Tutorial: Build an ETL pipeline with DLT

Learn how to create and deploy an ETL (extract, transform, and load) pipeline for data orchestration using DLT and Auto Loader. An ETL pipeline implements the steps to read data from source systems, transform that data based on requirements, such as data quality checks and record de-duplication, and write the data to a target system, such as a data warehouse or a data lake.

In this tutorial, you will use DLT and Auto Loader to:

  • Ingest raw source data to a target table.
  • Transform the raw source data and write the transformed data to two target materialized views.
  • Query the transformed data.
  • Automate the ETL pipeline with a Databricks job.

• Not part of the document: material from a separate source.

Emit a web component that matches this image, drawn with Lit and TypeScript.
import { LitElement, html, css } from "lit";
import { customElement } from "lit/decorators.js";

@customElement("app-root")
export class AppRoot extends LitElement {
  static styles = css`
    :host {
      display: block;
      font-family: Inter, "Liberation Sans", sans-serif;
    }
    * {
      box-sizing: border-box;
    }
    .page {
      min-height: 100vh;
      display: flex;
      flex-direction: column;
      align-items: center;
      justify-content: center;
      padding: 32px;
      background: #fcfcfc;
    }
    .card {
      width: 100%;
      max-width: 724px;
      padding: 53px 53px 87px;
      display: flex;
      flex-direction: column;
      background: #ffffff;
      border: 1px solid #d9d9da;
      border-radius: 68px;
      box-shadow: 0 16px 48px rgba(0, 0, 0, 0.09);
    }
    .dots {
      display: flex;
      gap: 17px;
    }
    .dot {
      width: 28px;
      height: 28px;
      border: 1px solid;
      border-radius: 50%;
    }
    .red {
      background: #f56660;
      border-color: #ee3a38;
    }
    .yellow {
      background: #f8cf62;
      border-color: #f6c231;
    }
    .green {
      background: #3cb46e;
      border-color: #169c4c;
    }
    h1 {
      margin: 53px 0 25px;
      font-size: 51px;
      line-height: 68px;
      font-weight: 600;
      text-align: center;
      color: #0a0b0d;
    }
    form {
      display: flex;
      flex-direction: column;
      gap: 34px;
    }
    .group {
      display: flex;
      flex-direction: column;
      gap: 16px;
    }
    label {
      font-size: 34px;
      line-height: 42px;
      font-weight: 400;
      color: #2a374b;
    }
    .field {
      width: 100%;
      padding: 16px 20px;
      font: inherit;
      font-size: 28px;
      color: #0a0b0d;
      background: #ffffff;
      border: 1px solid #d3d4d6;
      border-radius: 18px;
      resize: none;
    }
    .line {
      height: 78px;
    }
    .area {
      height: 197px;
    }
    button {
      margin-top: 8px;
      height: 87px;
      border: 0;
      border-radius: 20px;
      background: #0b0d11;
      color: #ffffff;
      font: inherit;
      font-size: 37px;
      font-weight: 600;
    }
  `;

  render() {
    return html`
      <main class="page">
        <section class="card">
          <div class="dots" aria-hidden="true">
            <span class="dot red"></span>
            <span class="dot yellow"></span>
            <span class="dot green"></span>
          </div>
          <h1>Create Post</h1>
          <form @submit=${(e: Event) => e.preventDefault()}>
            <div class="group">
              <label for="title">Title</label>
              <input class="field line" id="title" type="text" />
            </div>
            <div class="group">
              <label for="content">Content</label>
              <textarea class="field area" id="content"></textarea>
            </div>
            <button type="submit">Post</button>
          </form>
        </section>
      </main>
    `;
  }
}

For more information about DLT and Auto Loader, see What is DLT? and What is Auto Loader?

Requirements

To complete this tutorial, you must meet the following requirements:

About the dataset

The dataset used in this example is a subset of the Million Song Dataset, a collection of features and metadata for contemporary music tracks. This dataset is available in the sample datasets included in your Azure Databricks workspace.

Step 1: Create a pipeline

First, you will create an ETL pipeline in DLT. DLT creates pipelines by resolving dependencies defined in notebooks or files (called source code) using DLT syntax. Each source code file can contain only one language, but you can add multiple language-specific notebooks or files in the pipeline. To learn more, see What is DLT?

Important

Leave the Source code field blank to automatically create and configure a notebook for source code authoring.

This tutorial uses serverless compute and Unity Catalog. For all configuration options not specified, use the default settings. If serverless compute is not enabled or supported in your workspace, you can complete the tutorial as written using default compute settings. If you use default compute settings, you must manually select Unity Catalog under Storage options in the Destination section of the Create pipeline UI.

To create a new ETL pipeline in DLT, follow these steps:

  1. In the sidebar, click Pipelines.
  2. Click Create pipeline and ETL pipeline.
  3. In Pipeline name, type a unique pipeline name.
  4. Select the Serverless checkbox.
  5. In Destination, to configure a Unity Catalog location where tables are published, select an existing Catalog and write a new name in Schema to create a new schema in your catalog.
  6. Click Create.
  7. Click on the source code notebook link under the Source code field in the Pipeline details panel.

The pipeline UI appears for the new pipeline.

Step 2: Develop a DLT pipeline

Important

Notebooks can only contain a single programming language. Do not mix Python and SQL code in pipeline source code notebooks.

In this step, you will use Databricks notebooks to interactively develop and validate source code for DLT pipelines.

The code uses Auto Loader for incremental data ingestion. Auto Loader automatically detects and processes new files as they arrive in cloud object storage. To learn more, see What is Auto Loader?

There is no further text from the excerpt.